As the Gang of Six and other Senators work to avert an unprecedented national default yesterday, something else unprecedented happened. There was a hearing on the Respect Marriage Act, a bill that would overturn the so-called Defense of Marriage Act (DOMA) that passed in 1996.

Much has changed in the 15 years since this discriminatory bill became the law of the land. Same-sex marriage becoming legal in New York is just the latest and most exciting example of that change. In a piece in The Atlantic, writer and author E. J. Graff contrasts Wednesday’s hearings with those that took place in 1996. “It’s hard, now, to remember that foreign country, which was almost unrecognizably hostile to lesbians and gay men,” she writes. President Clinton signed DOMA into law. President Obama now publicly supports its repeal. Clinton now embraces marriage equality. Obama continues to evolve on the issue.

Tomorrow, the moderate think tank Third Way will release a report that highlights a “seismic shift” in the views of Americans toward relationship equality for gay men and lesbians. This chart puts it all into perspective.

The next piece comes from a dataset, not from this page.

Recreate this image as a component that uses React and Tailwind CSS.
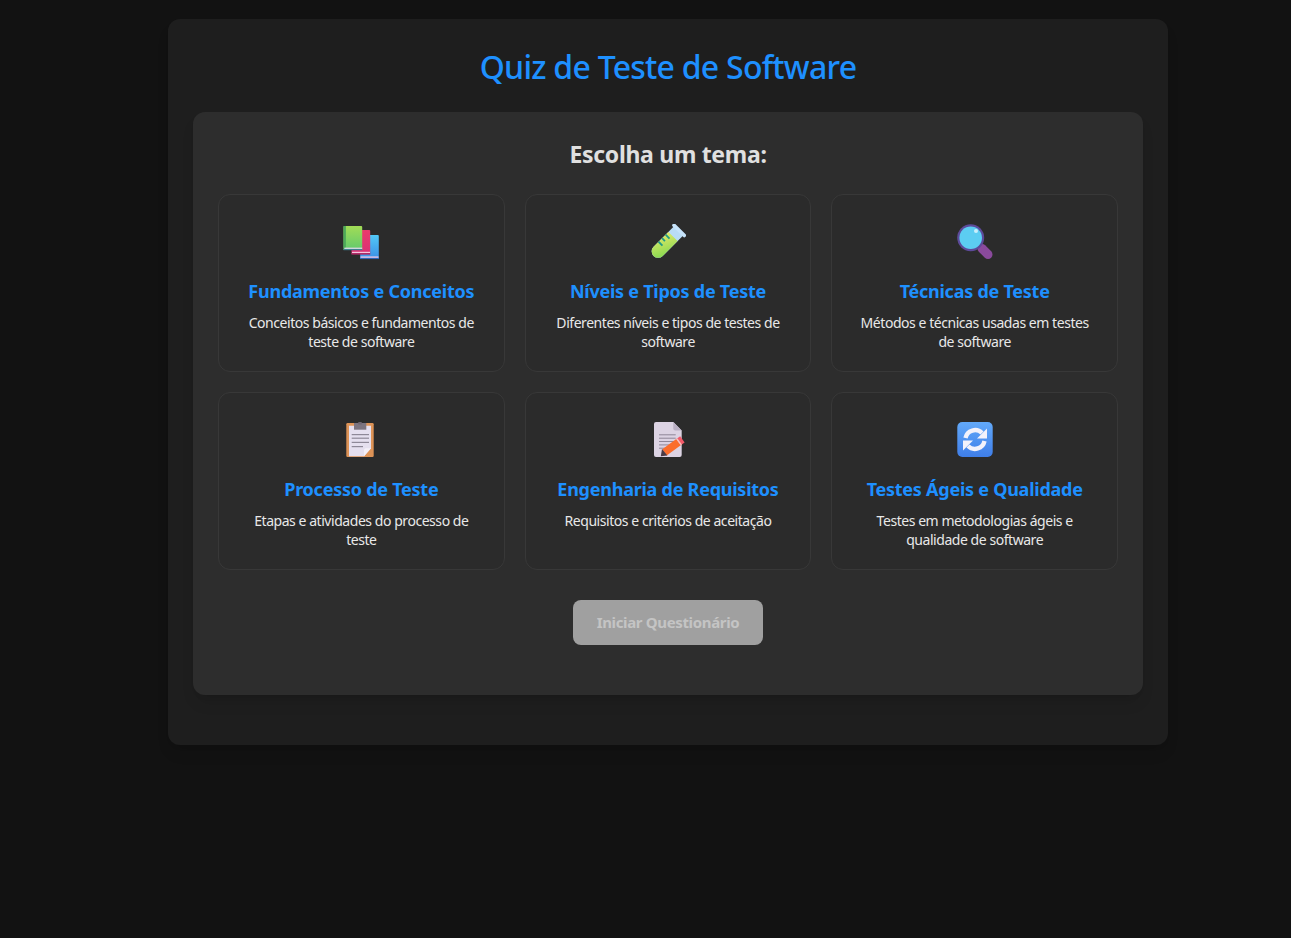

The statistics are stunning. The 53 percent of Americans who support same-sex marriage today is a 26 percent increase since 1996. The 68 percent who say gay couples raising children are a family is up 39 percent since then. And here’s the knock-out number for me: In 1996, just 5 percent of the country lived in a state or locality that provided legal recognition of gay relationships. Today, thanks to the victory in New York, 46 percent do. Or put another way, as the Third Way report will note, “The number of people living in jurisdictions that provide legal recognition to gay couples has leapt more than ten-fold, from 13 million to 143 million.”

The Third Way report, written by Lanae Erickson and Sarah Trumble, puts a spotlight on one of the things I revere most about the character of the American people. It may take a while and require more patience than anyone pushing for civil rights should have, but on issues of fairness and equality the people of the United States always come around.